During one of those hunting seasons in Wyoming, I had an experience that taught me an important lesson—one that I have always remembered. It occurred in a year when the weather had been rather unusual. The early snows that generally fall in the high country by late September had not come. The days remained warm and sunny even into mid-October when the big game season opened. The deer and elk stayed in the more remote high country, making it very difficult for the hunters to get to them.

Finally, late in the season, the snows came, and I made plans with a friend to go into the Big Horn Mountains close to the border between Montana and Wyoming for a last try at finding an elk. We traveled in his four-wheel drive vehicle to a spot at an elevation of about 9,000 feet where the Little Big Horn River has its beginning. A new blanket of snow almost one foot in depth covered the ground. We began our hunt just as the first daylight showed over the eastern ridges. We decided to separate from one another, designating a point of the mountain at some distance where we would meet later in the day.

As I crossed over the small stream near which we had left our vehicle and started into the timber on the opposite slope, I came to some fresh tracks in the new snow. They were bear tracks—big ones! The tracks came as something of a surprise to me. Bear are not uncommon in much of the mountain country of Wyoming, and they are numerous enough that they are considered legal game. However, bear were not common in the Big Horn Mountains, and this sudden encounter with the fresh tracks filled my mind with some interesting possibilities. I had never hunted for a bear; in fact, I had never had the inclination to do so. The meat would have been of no use to me.

This bear was no immediate threat to my companion or to me. If he were still in the area and aware of our presence, he was likely trying to remove himself from any confrontation with us. Still, as I studied the tracks and discovered how fresh they were, my thoughts continued to stir me. I confess that I began to have visions of a bearskin rug for our home. Since the tracks were going in about the same direction I had intended to go, I decided to follow them.

Within a hundred yards or so I came to a place where the snow was scattered about among traces of blood and deer hair. I could tell that one way or another, the bear had taken a deer in that place that morning. The trail that was left was easy to follow as the bear had partly carried and partly dragged the deer through the brush and into a thicket of pines and spruce. There I found the deer. Its head and horns had caught in the juncture of some limbs of a fallen tree, and the bear had not stayed to dislodge it. Perhaps my coming on the scene had affected that decision.

As I continued to follow the trail of the bear, I climbed up a steep slope where the going was made more difficult by the dense underbrush. I put my rifle with its leather sling over my shoulder and used my hands as well as my feet to force my way up the incline. Every few yards I stopped to catch my breath and rest a moment.

During one of these pauses I looked about me and assessed my situation. Because of the density of the undergrowth, I was aware that it would be impossible for me to get a clear shot at anything more than eight or ten yards away. I began to wonder who would have the greater advantage if I were to come upon the bear.

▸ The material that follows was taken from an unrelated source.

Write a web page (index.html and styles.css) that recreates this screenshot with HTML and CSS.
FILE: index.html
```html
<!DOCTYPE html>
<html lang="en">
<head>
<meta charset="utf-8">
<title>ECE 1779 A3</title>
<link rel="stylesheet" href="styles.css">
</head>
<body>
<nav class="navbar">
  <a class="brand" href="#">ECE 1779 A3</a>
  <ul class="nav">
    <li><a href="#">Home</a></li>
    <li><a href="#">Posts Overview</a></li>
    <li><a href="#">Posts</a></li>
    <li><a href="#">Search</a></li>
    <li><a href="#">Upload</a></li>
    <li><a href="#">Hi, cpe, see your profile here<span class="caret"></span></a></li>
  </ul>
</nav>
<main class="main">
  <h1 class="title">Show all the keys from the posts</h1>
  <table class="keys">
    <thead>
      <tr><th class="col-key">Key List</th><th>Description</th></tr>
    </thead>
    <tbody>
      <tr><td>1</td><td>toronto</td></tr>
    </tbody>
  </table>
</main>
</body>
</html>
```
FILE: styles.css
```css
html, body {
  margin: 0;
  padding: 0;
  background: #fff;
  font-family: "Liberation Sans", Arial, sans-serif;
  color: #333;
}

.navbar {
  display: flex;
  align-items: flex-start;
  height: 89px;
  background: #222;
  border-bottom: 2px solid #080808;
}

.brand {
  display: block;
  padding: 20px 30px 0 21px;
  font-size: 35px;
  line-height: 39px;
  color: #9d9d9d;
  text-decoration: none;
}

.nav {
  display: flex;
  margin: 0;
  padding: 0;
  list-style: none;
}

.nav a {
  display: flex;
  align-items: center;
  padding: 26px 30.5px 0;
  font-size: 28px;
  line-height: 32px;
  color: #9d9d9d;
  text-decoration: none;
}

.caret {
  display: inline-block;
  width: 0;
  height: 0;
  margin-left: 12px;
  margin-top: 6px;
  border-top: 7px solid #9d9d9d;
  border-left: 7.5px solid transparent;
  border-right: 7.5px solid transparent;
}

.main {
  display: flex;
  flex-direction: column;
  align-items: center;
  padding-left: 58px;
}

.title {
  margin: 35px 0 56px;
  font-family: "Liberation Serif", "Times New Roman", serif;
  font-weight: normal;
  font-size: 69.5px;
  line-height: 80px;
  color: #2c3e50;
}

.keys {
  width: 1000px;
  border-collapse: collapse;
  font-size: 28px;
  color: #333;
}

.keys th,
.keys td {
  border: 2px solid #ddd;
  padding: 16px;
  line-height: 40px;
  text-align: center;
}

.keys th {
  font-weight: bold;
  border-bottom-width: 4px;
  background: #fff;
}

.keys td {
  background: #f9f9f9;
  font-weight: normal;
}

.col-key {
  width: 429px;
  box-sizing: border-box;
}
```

As these thoughts went through my mind, I felt a most interesting sensation come over me. I experienced a tingling in my skin, and I could feel the hair rise on the back of my neck. I had the strong impression that I was in grave danger and that I should leave the area immediately. The impression was so powerful that I got to my feet, went back down the slope to where the country was more open, and there felt that I was in better control of things. Any further desire to pursue the bear evaporated, and I went about the business for which my friend and I had gone into the mountains that day.

I have reflected on that experience from time to time through the intervening years. Occasionally I have been confronted with opportunities to pursue some venture or activity that seemed to offer the possibility of excitement or adventure. Always when danger or a threat to my physical or spiritual well-being has accompanied these opportunities, I have felt some of the same impressions and warning signals that came to me that day in the mountains of Wyoming. They have not always been as powerful as they were there on the slopes of the Little Big Horn, but they are clear enough that they are not easy to ignore. I have learned that whenever I see “bear tracks,” figuratively speaking, it is wise to check for the warning signals that penetrate one’s conscience. These signals can save us from much heartache and difficulty.

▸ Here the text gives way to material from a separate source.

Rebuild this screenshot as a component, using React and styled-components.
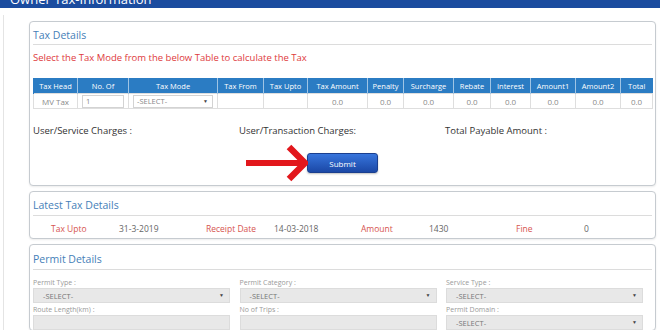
import React from 'react';
import styled, { createGlobalStyle } from 'styled-components';

const GlobalStyle = createGlobalStyle`
  html, body {
    margin: 0;
    padding: 0;
    background: #fff;
    font-family: "Open Sans", "Liberation Sans", sans-serif;
    height: 330px;
    overflow: hidden;
  }
`;

const TopBar = styled.div`
  height: 8px;
  background: #1b4c9f;
  overflow: hidden;
  padding-left: 10px;
`;

const TopTitle = styled.div`
  margin-top: -9px;
  color: #fff;
  font-size: 13px;
  line-height: 16px;
`;

const Wrapper = styled.div`
  margin: 7px 0 0 3px;
  border-left: 1px solid #e4e4e4;
  padding: 6px 4px 0 25px;
  height: 315px;
  overflow: hidden;
`;

const Panel = styled.div`
  border: 1px solid #c6cbd0;
  border-radius: 4px;
  box-shadow: 0 1px 2px rgba(0, 0, 0, 0.08);
  padding: 0 3px ${p => p.$bottom || 0}px;
  margin-bottom: 5px;
  background: #fff;
`;

const PanelTitle = styled.div`
  color: #4580b8;
  font-size: 10.5px;
  line-height: 14px;
  padding: ${p => p.$top || 6}px 0 ${p => p.$bottom || 2}px;
  border-bottom: 1px solid #dcdcdc;
`;

const Notice = styled.div`
  margin-top: 6px;
  color: #de3a3c;
  font-size: 9.5px;
  line-height: 14px;
`;

const TaxTable = styled.table`
  margin-top: 13px;
  width: 619px;
  border-collapse: collapse;
  table-layout: fixed;
`;

const Th = styled.th`
  background: #2b7cc3;
  color: #fff;
  font-weight: normal;
  font-size: 7.5px;
  height: 15px;
  padding: 0;
  border-left: 1px solid rgba(255, 255, 255, 0.55);
  &:first-child {
    border-left: 1px solid #2b7cc3;
  }
`;

const Td = styled.td`
  border: 1px solid #dedede;
  color: #8a8a8a;
  font-size: 8px;
  height: 14px;
  padding: 0 ${p => p.$pad || 0}px;
  text-align: center;
`;

const InputBox = styled.div`
  height: 11px;
  border: 1px solid #d3d3d3;
  color: #888;
  font-size: 7.5px;
  line-height: 11px;
  text-align: left;
  padding: 0 4px 0 3px;
  display: flex;
  justify-content: space-between;
  align-items: center;
`;

const Caret = styled.span`
  color: #444;
  font-size: 5px;
  line-height: 1;
`;

const ChargesRow = styled.div`
  margin-top: 15px;
  display: grid;
  grid-template-columns: 206px 206px 1fr;
  color: #333;
  font-size: 9.5px;
  line-height: 14px;
`;

const SubmitRow = styled.div`
  position: relative;
  margin-top: 15px;
  display: flex;
  justify-content: center;
`;

const SubmitButton = styled.button`
  width: 71px;
  height: 20px;
  border: 1px solid #1a3f8f;
  border-radius: 3px;
  background: linear-gradient(#3775dc, #1b48a6);
  color: #fff;
  font-family: "Open Sans", "Liberation Sans", sans-serif;
  font-size: 8px;
  padding: 0;
  box-shadow: 0 1px 2px rgba(0, 0, 0, 0.25);
`;

const Arrow = styled.svg`
  position: absolute;
  right: calc(50% + 35px);
  top: -10px;
`;

const LatestRow = styled.div`
  margin-top: 6px;
  display: grid;
  grid-template-columns: repeat(4, 155px);
  font-size: 8.5px;
  line-height: 14px;
`;

const Pair = styled.div`
  display: grid;
  grid-template-columns: 68px 1fr;
  padding-left: 18px;
`;

const Label = styled.span`
  color: #d6544f;
`;

const Value = styled.span`
  color: #666;
`;

const FormGrid = styled.div`
  margin-top: 8px;
  display: grid;
  grid-template-columns: 197px 197px 197px;
  column-gap: 9.5px;
  row-gap: 2px;
`;

const Field = styled.div`
  display: flex;
  flex-direction: column;
`;

const FieldLabel = styled.div`
  color: #9a9a9a;
  font-size: 7px;
  line-height: 10px;
`;

const FieldBox = styled.div`
  height: 15px;
  background: #e8e8e8;
  border: 1px solid #dcdcdc;
  box-sizing: border-box;
  display: flex;
  align-items: center;
  justify-content: space-between;
  padding: 0 5px 0 9px;
  color: #777;
  font-size: 7.5px;
`;

const columns = [
  ['Tax Head', 44], ['No. Of', 51], ['Tax Mode', 89], ['Tax From', 46], ['Tax Upto', 44],
  ['Tax Amount', 60], ['Penalty', 36], ['Surcharge', 50], ['Rebate', 37], ['Interest', 40],
  ['Amount1', 45], ['Amount2', 45], ['Total', 32],
];

const latest = [
  ['Tax Upto', '31-3-2019'],
  ['Receipt Date', '14-03-2018'],
  ['Amount', '1430'],
  ['Fine', '0'],
];

const fields = [
  ['Permit Type :', true],
  ['Permit Category :', true],
  ['Service Type :', true],
  ['Route Length(km) :', false],
  ['No of Trips :', false],
  ['Permit Domain :', true],
];

const App = () => {
  return (
    <>
      <GlobalStyle />
      <TopBar>
        <TopTitle>Owner Tax-Information</TopTitle>
      </TopBar>
      <Wrapper>
        <Panel $bottom={12}>
          <PanelTitle>Tax Details</PanelTitle>
          <Notice>Select the Tax Mode from the below Table to calculate the Tax</Notice>
          <TaxTable>
            <colgroup>
              {columns.map(([name, w]) => (
                <col key={name} style={{ width: w }} />
              ))}
            </colgroup>
            <thead>
              <tr>
                {columns.map(([name]) => (
                  <Th key={name}>{name}</Th>
                ))}
              </tr>
            </thead>
            <tbody>
              <tr>
                <Td>MV Tax</Td>
                <Td $pad={4}>
                  <InputBox>1</InputBox>
                </Td>
                <Td $pad={4}>
                  <InputBox>
                    -SELECT-<Caret>▼</Caret>
                  </InputBox>
                </Td>
                <Td />
                <Td />
                {columns.slice(5).map(([name]) => (
                  <Td key={name}>0.0</Td>
                ))}
              </tr>
            </tbody>
          </TaxTable>
          <ChargesRow>
            <span>User/Service Charges :</span>
            <span>User/Transaction Charges:</span>
            <span>Total Payable Amount :</span>
          </ChargesRow>
          <SubmitRow>
            <Arrow width="64" height="40" viewBox="0 0 64 40">
              <line x1="2" y1="20" x2="58" y2="20" stroke="#e2171c" strokeWidth="6" />
              <polyline
                points="45,4 61,20 45,36"
                fill="none"
                stroke="#e2171c"
                strokeWidth="6.5"
                strokeLinejoin="miter"
              />
            </Arrow>
            <SubmitButton>Submit</SubmitButton>
          </SubmitRow>
        </Panel>

        <Panel $bottom={2}>
          <PanelTitle $bottom={3}>Latest Tax Details</PanelTitle>
          <LatestRow>
            {latest.map(([label, value]) => (
              <Pair key={label}>
                <Label>{label}</Label>
                <Value>{value}</Value>
              </Pair>
            ))}
          </LatestRow>
        </Panel>

        <Panel>
          <PanelTitle $top={7} $bottom={3}>Permit Details</PanelTitle>
          <FormGrid>
            {fields.map(([label, select]) => (
              <Field key={label}>
                <FieldLabel>{label}</FieldLabel>
                <FieldBox>
                  {select && (
                    <>
                      -SELECT-<Caret>▼</Caret>
                    </>
                  )}
                </FieldBox>
              </Field>
            ))}
          </FormGrid>
        </Panel>
      </Wrapper>
    </>
  );
};

export default App;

Young people who face the prospect of growing up and making their way in today’s world will likely encounter many “bear tracks” to entice them into the thickets of worldly excitement and pleasure. These enticements can assume many forms. Some of them can appear at first glance to be relatively harmless and innocent. They can be encountered in almost any setting—even in the sanctuary of our own homes. They can appear in the written word, in newspapers, magazines, and books. Some of them take a graphic form with illustrations or photographs. Some penetrate our thoughts and sensitivities through music, while others use all of the sophistication of modern electronic audio and visual technology, including television and the movies. Sometimes we follow “bear tracks” in the indiscretions we display in our relationships with each other that lead to immoral behavior. Many have followed “bear tracks” into the nightmarish world of drug abuse and addiction.

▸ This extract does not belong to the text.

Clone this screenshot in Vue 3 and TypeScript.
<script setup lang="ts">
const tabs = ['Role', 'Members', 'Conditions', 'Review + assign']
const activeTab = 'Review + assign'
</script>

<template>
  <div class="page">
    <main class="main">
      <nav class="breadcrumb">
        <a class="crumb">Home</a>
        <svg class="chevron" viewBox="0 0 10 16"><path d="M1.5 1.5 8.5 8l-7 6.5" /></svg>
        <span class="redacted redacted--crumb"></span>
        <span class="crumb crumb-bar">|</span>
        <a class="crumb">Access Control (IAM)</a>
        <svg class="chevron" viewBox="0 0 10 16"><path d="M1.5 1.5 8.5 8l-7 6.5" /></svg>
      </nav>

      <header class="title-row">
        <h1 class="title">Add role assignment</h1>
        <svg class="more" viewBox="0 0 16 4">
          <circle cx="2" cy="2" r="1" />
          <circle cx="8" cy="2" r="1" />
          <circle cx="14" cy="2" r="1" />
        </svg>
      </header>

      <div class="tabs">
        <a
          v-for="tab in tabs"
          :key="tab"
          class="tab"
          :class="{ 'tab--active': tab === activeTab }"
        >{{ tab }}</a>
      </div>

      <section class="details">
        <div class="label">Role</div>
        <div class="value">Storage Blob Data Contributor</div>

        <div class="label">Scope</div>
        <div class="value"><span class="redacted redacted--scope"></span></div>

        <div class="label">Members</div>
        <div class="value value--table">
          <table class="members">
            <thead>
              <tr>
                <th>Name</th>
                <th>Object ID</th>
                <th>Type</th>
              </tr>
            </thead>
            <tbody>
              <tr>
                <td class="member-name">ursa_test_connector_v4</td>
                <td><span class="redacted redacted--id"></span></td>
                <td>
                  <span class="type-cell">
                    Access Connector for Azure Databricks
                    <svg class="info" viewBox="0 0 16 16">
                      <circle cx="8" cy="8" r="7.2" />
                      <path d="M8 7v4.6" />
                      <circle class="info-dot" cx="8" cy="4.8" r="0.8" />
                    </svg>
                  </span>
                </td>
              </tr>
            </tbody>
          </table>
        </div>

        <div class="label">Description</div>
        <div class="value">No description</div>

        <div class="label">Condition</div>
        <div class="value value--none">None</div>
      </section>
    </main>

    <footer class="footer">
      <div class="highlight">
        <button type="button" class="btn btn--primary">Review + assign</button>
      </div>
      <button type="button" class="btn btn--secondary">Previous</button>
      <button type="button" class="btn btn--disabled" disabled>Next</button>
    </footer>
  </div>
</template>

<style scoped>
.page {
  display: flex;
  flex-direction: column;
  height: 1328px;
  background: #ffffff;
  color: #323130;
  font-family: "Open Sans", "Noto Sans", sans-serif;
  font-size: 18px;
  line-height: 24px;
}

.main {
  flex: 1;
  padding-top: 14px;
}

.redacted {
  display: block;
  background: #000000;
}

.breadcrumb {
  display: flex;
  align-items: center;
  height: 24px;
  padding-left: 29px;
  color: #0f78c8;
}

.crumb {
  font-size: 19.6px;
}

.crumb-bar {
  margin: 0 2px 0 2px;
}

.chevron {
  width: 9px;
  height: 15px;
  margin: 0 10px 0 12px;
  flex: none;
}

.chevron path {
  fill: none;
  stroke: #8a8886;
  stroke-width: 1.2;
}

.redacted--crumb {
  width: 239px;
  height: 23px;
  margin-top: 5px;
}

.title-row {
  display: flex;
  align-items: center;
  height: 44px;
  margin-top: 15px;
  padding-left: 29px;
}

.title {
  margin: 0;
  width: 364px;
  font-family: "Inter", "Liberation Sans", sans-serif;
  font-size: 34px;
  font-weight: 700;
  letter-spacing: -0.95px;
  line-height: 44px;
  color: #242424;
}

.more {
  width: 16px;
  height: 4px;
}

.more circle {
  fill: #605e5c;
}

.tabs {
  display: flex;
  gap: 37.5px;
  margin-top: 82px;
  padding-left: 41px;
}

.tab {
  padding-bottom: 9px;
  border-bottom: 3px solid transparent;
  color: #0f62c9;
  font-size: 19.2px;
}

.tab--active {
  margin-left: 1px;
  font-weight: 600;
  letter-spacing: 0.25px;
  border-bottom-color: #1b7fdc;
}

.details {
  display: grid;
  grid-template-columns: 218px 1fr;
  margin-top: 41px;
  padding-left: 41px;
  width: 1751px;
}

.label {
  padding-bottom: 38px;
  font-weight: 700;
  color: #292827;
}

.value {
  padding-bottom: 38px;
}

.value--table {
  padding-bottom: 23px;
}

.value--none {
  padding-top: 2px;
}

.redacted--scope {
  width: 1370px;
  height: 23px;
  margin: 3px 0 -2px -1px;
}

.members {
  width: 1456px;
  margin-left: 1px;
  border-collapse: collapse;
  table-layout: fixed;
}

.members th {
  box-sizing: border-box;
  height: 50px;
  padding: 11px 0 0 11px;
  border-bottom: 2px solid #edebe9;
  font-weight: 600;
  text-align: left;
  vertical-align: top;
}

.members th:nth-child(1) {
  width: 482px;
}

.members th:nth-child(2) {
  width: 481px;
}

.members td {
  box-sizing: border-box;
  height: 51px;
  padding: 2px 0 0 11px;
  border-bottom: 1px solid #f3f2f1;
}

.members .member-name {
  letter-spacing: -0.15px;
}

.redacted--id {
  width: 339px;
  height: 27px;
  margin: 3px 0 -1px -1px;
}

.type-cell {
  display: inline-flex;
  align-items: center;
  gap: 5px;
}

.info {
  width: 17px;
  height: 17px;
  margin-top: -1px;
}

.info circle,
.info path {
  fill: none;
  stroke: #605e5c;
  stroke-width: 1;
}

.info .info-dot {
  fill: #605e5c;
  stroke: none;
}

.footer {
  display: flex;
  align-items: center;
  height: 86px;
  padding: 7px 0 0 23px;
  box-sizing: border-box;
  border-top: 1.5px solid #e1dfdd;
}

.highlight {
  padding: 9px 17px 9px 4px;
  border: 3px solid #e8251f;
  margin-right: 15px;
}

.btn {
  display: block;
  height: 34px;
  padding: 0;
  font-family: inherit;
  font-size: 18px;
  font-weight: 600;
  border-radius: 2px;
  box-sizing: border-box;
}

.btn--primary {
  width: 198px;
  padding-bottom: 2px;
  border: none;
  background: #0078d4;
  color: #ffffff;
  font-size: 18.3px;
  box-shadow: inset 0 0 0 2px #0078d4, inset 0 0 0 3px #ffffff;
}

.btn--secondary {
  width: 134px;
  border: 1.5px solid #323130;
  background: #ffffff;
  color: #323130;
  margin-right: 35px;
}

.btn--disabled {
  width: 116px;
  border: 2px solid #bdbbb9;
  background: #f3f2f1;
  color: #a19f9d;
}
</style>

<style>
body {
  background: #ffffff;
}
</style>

I remember reading several years ago of a man who had gone into the wilderness area of the state of Montana with a companion on a big game hunt. The hunters came upon a grizzly bear at rather close range, and one of the men fired at the bear and wounded it. In a rage the huge animal charged the hunters. One of them, in panic and in a desperate attempt to save himself, climbed into the lower branches of a small tree close by. The tree was not large enough to support the man’s weight and hold him beyond the reach of the bear’s powerful claws and jaws. Before his companion could destroy the bear, it had inflicted such serious injuries on the treed hunter that it was necessary to amputate both his legs in order to save his life.

Those who follow the figurative “bear tracks” to which I have alluded earlier must be aware that they inevitably lead to danger. Some of these dangers can be fatal to spirituality and faith; others can cause serious injury to true happiness and self-respect from which it is difficult to recover. Willfully following “bear tracks” can have tragic consequences.

My experience has taught me that the best way to avoid the dangers into which “bear tracks” can lead us is to avoid following them. Respond to the warning signals that come through the promptings of the Holy Spirit; escape to safe ground where we are in control of the situation and where we can merit the protecting and preserving powers that our Heavenly Father has promised to those who will obey him.

As we do this, we will find a security and peace of mind that are more valuable than all of the thrill and excitement that pursuing “bear tracks” could ever bring. In addition, we will be able to continue along the pathway to eternal happiness with confidence that we are eligible for every good blessing that may be necessary to guard us and preserve us from the forces that seek to do us injury and hedge up the way.